This was a curious
week, in that the shock which dominated markets all week only arrived
officially on Friday, but had been foreshadowed the previous week.
The previous week, China's press had announced that deposits at the
Big Four state-owned commercial banks had fallen by around 420bn yuan
during the first 15 days of September. For China-watchers this was a
massive flashing red light, because twice in China's recent financial
history the unwillingness to allow formal interest rates to rise has
ended up destabilising the bank deposit base, and forcing a policy
change in order to sort out the underlying problems of the
financial industry.
By Monday, Chinese
policymakers were in action.

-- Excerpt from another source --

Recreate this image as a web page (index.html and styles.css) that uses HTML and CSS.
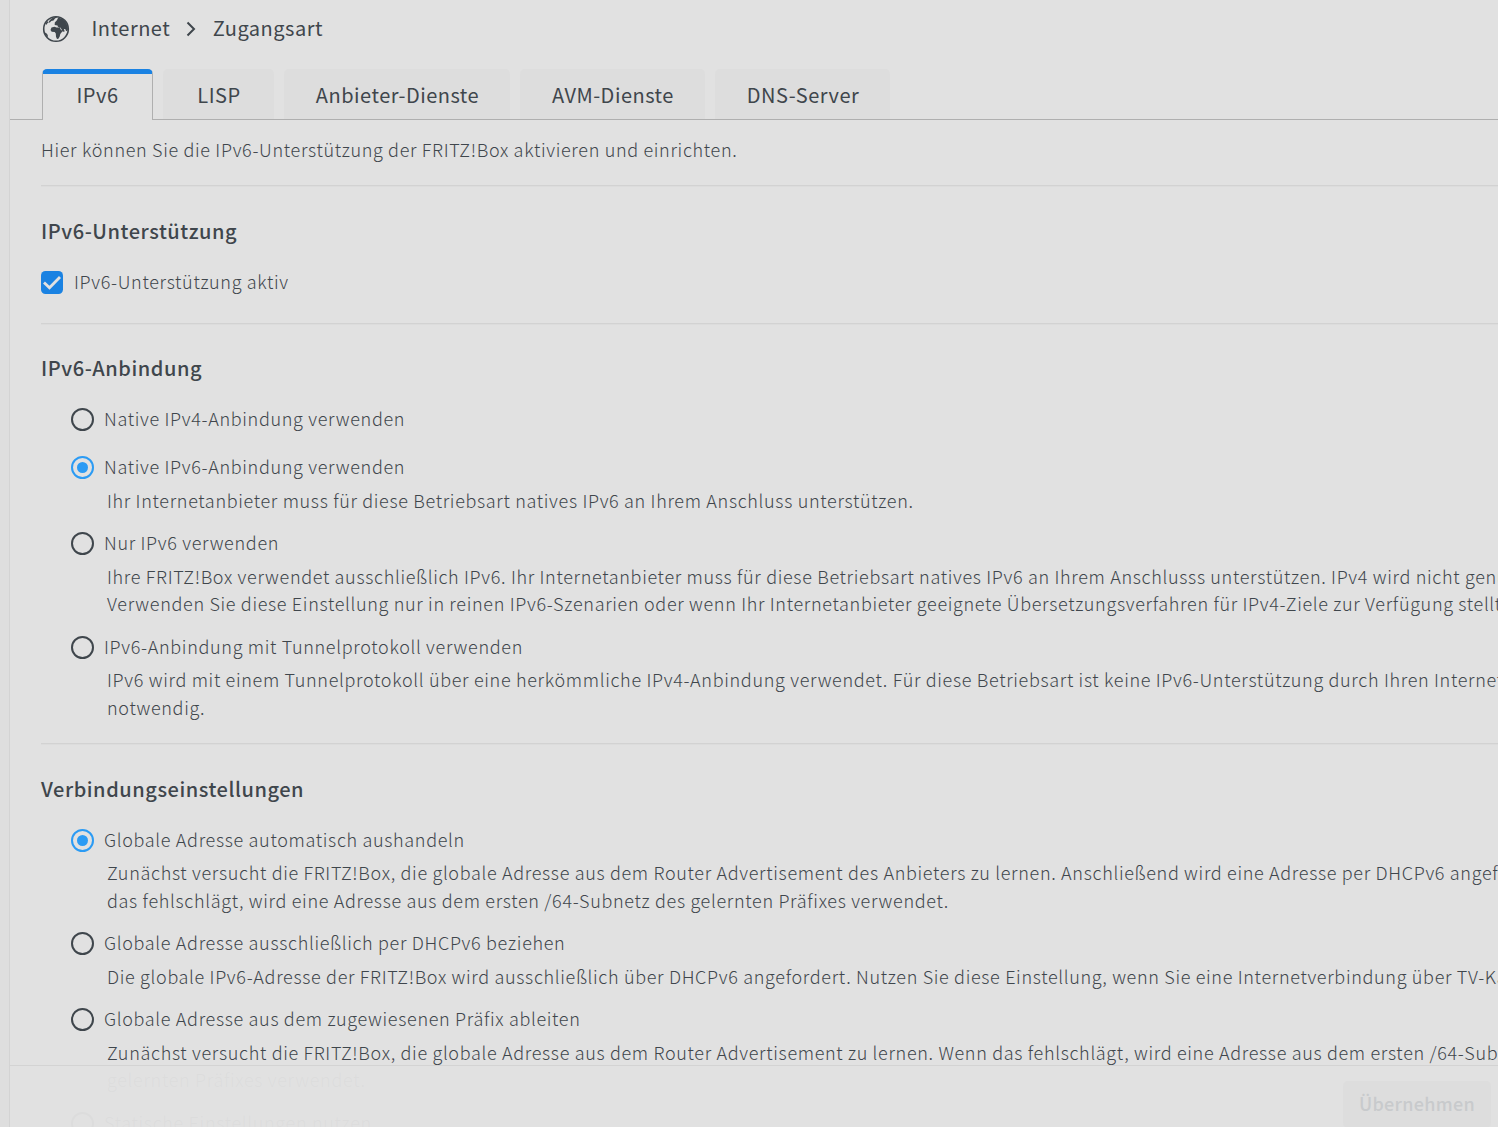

The most obvious move was the announced
arrival in the market of Central Huijin (the domestic arm of China's
sovereign wealth fund), buying up stocks of the Big Four. Less
obviously, but just as important, the recent focus on the financial
complications of Wenzhou – the most active of China's
private-lending markets – crystallized into action. China's press
reported previously undisclosed details of the role which local
officials were playing in the market, and by midweek, Beijing had
dispatched 11 teams to the city to mediate a clean-up between the
debtors, the SMEs, the 'private lenders', the officials who fund
them, and the banks who fund the officials. The very next day,
Wenzhou was applying for pilot status as the example-project around
which China's next round of financial-system reform could be
structured.
Markets in China and
Asia rapidly recognized this series of events as a signal that the
Chinese authorities, having for much of last year watched, analysed
and sized-up the multiple and interconnected problems developing around inflation, local
government debts, SMEs, the property market, and China's kerb-market
interest rates, had developed a plan and had now concluded it was time to act. I think this is not the signal for a crude reflation, but rather the next stage of the long-running overhaul of China's financial sector.
So between Monday and
Thursday, Shanghai's index rose 4.3%, and the Hang Seng rose nearly
6%, and 5yr CDS rates China Development Bank and Bank of China
retreated by 43 basis points. The assurance that the Chinese
authorities seemed to know what they are doing of course contrasted
with the continued dithering of European politicians.
When China's monetary
data finally arrived on Friday, it was just about as bad as one might
expect. M1 growth slowed to 8.9% YoY in September, the slowest since
January 2009. Worse, it fell 2.2% on the month, which was a
sequential disappointment more than two standard deviations below
seasonal historic patterns. M2 growth slowed to 13%, which was the
slowest growth since January 2002, and a sequential slowdown which
also passed the 1SD mark. Not only did the absolute growth of
monetary aggregates stall, but together they also signalled the
collapse of liquidity preference (M1/M2) of 1.5 SDs below seasonal
historic trends, suggesting a rapid retreat of inflationary
expectations.
And this found an echo
also in China's inflation data. Although there was no surprise in the
CPI number (6.1% - as expected), there was in the PPI number, which
came in at 6.5%, below the range of analyst expectations, with the
retreat showing across all sectors.
Elsewhere in the world,
economists are recovering their range in the US, with only modest
positive surprises coming from retail sales (up 1.1% MoM), and labour
markets (again). What analysts will be looking for in the coming
months is, of course, the 'danger' of a 'growth shock' which could
reignite both commodity prices and the debate over US monetary
policy.
In Europe there were
also more positive than negative surprises this week, particularly
from the industrial economy. Industrial output rose 1.2% MoM, which
was massively better than the consensus had expected, with both
France and the UK particularly surprising on the upside. In addition,
German trade data came in much stronger than expected, with exports
rising 3.5% MoM – economists had expected a rise of only 1.1%.
The obvious thing is to
dismiss this better-than-expected European industrial data as
irrelevant in the face of the potentially catastrophic problems of
the financial sector, and the seeming unwillingness/inability of
European politicians to deal with them. And indeed, that is the
safer bet. Nonetheless, over the last three weeks, we appear first to
have had fairly decisive evidence that the US is not headed for a
double-dip recession, and now to have a reasonable assurance that
China's policymakers are well aware of the potential frailties of
China's position, and are moving across a broad field to deal with
them. If the world economy is a tripod, two legs standing is very
materially better than none. The gale is no longer howling in the face of a European solution - rather, it has swung very gently behind them.